Of course, it's still a bit academic, because so far nobody has drilled a whole through the entire earth through the center, and we cannot check, how long it takes for a body to fall through the earth from one end to the other ;-).

9. May 24, 2015

### StellarCore

vanhees71,

Excellent derivation and very insightful !
How would gravitational potential in a star with non-uniform density modify your derivation?

10. May 25, 2015

### vanhees71

The derivation would be very similar if the density is still radially symmetric since then the potential is also radially symmetric, and outside the stellar matter would still look like a 1/r potential (even in General Relativity you get uniquely one static vacuum solution for a radially symmetric star, the Schwarzschild solution). For non-symmetric mass distributions you'd have to use more advanced methods like trying to fold the mass distribution over the Green's function or the multipole expansion for the field outside of the star etc. You find a lot about this in textbooks on electrodynamics. Electrostatics in the gauge, where you describe the electric field by a scalar potential only, is exactly the same math as Newton's gravitational law.

11. May 25, 2015

### StellarCore

Thank you kindly for your robust and helpful explanation. In particular I will revisit JD Jackson's and Marcus Zahn's texts in EM/ED. Your response affirms my expectations.

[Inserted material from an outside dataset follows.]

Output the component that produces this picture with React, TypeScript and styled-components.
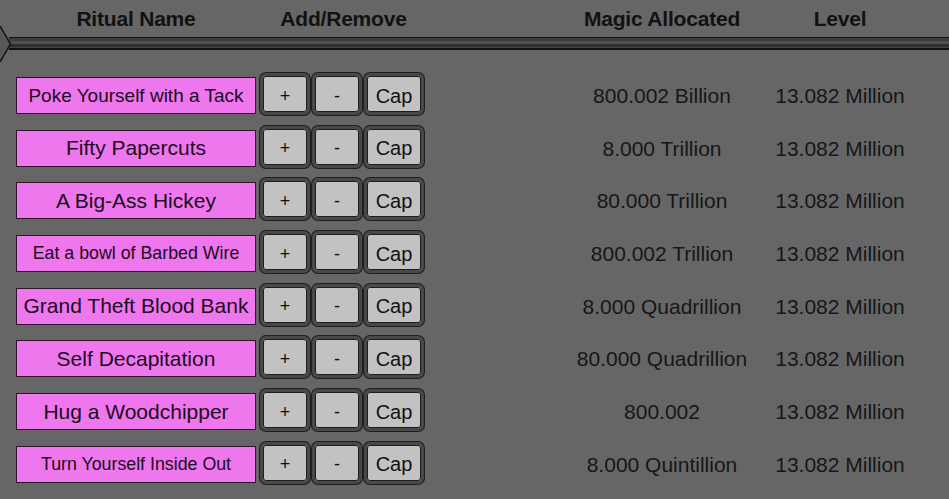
import React from "react";
import styled, { createGlobalStyle } from "styled-components";

const GlobalStyle = createGlobalStyle`
  html, body {
    margin: 0;
    padding: 0;
    background: #666666;
  }
  body {
    font-family: "Liberation Sans", Arial, sans-serif;
    color: #141414;
  }
`;

const COLUMNS = "240px 169px 147px 180px 176px";

const Page = styled.div`
  width: 949px;
  height: 499px;
  overflow: hidden;
  background: #666666;
`;

const HeaderRow = styled.div`
  display: grid;
  grid-template-columns: ${COLUMNS};
  padding-left: 16px;
  height: 37px;
  align-items: center;
`;

const HeaderCell = styled.div<{ $shift?: number }>`
  text-align: center;
  font-weight: bold;
  font-size: 21px;
  letter-spacing: -0.2px;
  color: #111;
  padding-left: ${(p) => p.$shift ?? 0}px;
`;

const Divider = styled.div`
  display: flex;
  align-items: center;
  height: 13px;
`;

const Tip = styled.svg`
  flex: none;
  width: 12px;
  height: 36px;
  margin: -12px 0;
  position: relative;
  z-index: 1;
`;

const Stripe = styled.div`
  flex: 1;
  height: 13px;
  margin-left: -3px;
  background: linear-gradient(
    to bottom,
    #111 0px,
    #111 1px,
    #3d3d3d 1px,
    #3d3d3d 4px,
    #505050 4px,
    #505050 7px,
    #2f2f2f 7px,
    #2f2f2f 10px,
    #454545 10px,
    #454545 11px,
    #111 11px,
    #111 13px
  );
`;

const List = styled.div`
  display: flex;
  flex-direction: column;
  gap: 10.7px;
  padding-top: 23px;
`;

const Row = styled.div`
  display: grid;
  grid-template-columns: ${COLUMNS};
  padding-left: 16px;
  height: 42px;
  align-items: center;
`;

const NameBox = styled.div<{ $size: number }>`
  box-sizing: border-box;
  height: 37px;
  margin-top: 3px;
  background: #ee77ee;
  border: 1px solid #2e122e;
  display: flex;
  align-items: center;
  justify-content: center;
  font-size: ${(p) => p.$size}px;
  color: #1c0a1c;
  white-space: nowrap;
`;

const Controls = styled.div`
  display: flex;
  gap: 2px;
  padding-left: 4px;
  height: 42px;
`;

const KeyButton = styled.button<{ $wide?: boolean }>`
  box-sizing: border-box;
  width: ${(p) => (p.$wide ? 60 : 50)}px;
  height: 42px;
  padding: 4px 0 0;
  border: 3px solid #484848;
  border-radius: 6px;
  background: #c2c2c2;
  box-shadow: 0 0 0 1px #1e1e1e, inset 0 0 0 1px #1e1e1e;
  font-family: "Liberation Sans", Arial, sans-serif;
  font-size: ${(p) => (p.$wide ? 20 : 18)}px;
  color: #111;
  cursor: pointer;
`;

const Value = styled.div`
  margin-top: 4px;
  text-align: center;
  font-size: 21px;
  color: #161616;
  white-space: nowrap;
`;

type Ritual = { name: string; size: number; magic: string };

const rituals: Ritual[] = [
  { name: "Poke Yourself with a Tack", size: 19, magic: "800.002 Billion" },
  { name: "Fifty Papercuts", size: 21, magic: "8.000 Trillion" },
  { name: "A Big-Ass Hickey", size: 21, magic: "80.000 Trillion" },
  { name: "Eat a bowl of Barbed Wire", size: 17.8, magic: "800.002 Trillion" },
  { name: "Grand Theft Blood Bank", size: 21, magic: "8.000 Quadrillion" },
  { name: "Self Decapitation", size: 21, magic: "80.000 Quadrillion" },
  { name: "Hug a Woodchipper", size: 21, magic: "800.002" },
  { name: "Turn Yourself Inside Out", size: 17.8, magic: "8.000 Quintillion" },
];

export default function App() {
  return (
    <Page>
      <GlobalStyle />
      <HeaderRow>
        <HeaderCell>Ritual Name</HeaderCell>
        <HeaderCell $shift={6}>Add/Remove</HeaderCell>
        <div />
        <HeaderCell>Magic Allocated</HeaderCell>
        <HeaderCell>Level</HeaderCell>
      </HeaderRow>
      <Divider>
        <Tip viewBox="0 0 12 36">
          <polygon points="-10,0 0,0 10.5,18 0,36 -10,36" fill="#585858" stroke="#161616" strokeWidth="1.5" />
        </Tip>
        <Stripe />
      </Divider>
      <List>
        {rituals.map((r) => (
          <Row key={r.name}>
            <NameBox $size={r.size}>{r.name}</NameBox>
            <Controls>
              <KeyButton>+</KeyButton>
              <KeyButton>-</KeyButton>
              <KeyButton $wide>Cap</KeyButton>
            </Controls>
            <div />
            <Value>{r.magic}</Value>
            <Value>13.082 Million</Value>
          </Row>
        ))}
      </List>
    </Page>
  );
}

Reviewing texts such as Hansen & Kawaler; Kaurganoff; Kippenhahn; Zeldovich; et.al. it seems to me that a polytropic model (assuming spherical stars) may be appropriate for such tasks in which ρ(r) is a complex function . In this situation ρ could be a power function of r, for example, ρ(r^[1/n]). I believe there is also an influence (perhaps minimal) of the initial type of star and the evolution of its stellar interior (obviously, this could span many millions/billions of years though for low to medium+ mass stars) but for the purposes of conceptual understanding of mechanism and structure this latter point does not seem relevant. If one considers the reality of stellar rotation and oscillation then things get very complex but it is fascinating to at least attempt to grasp the nature of things.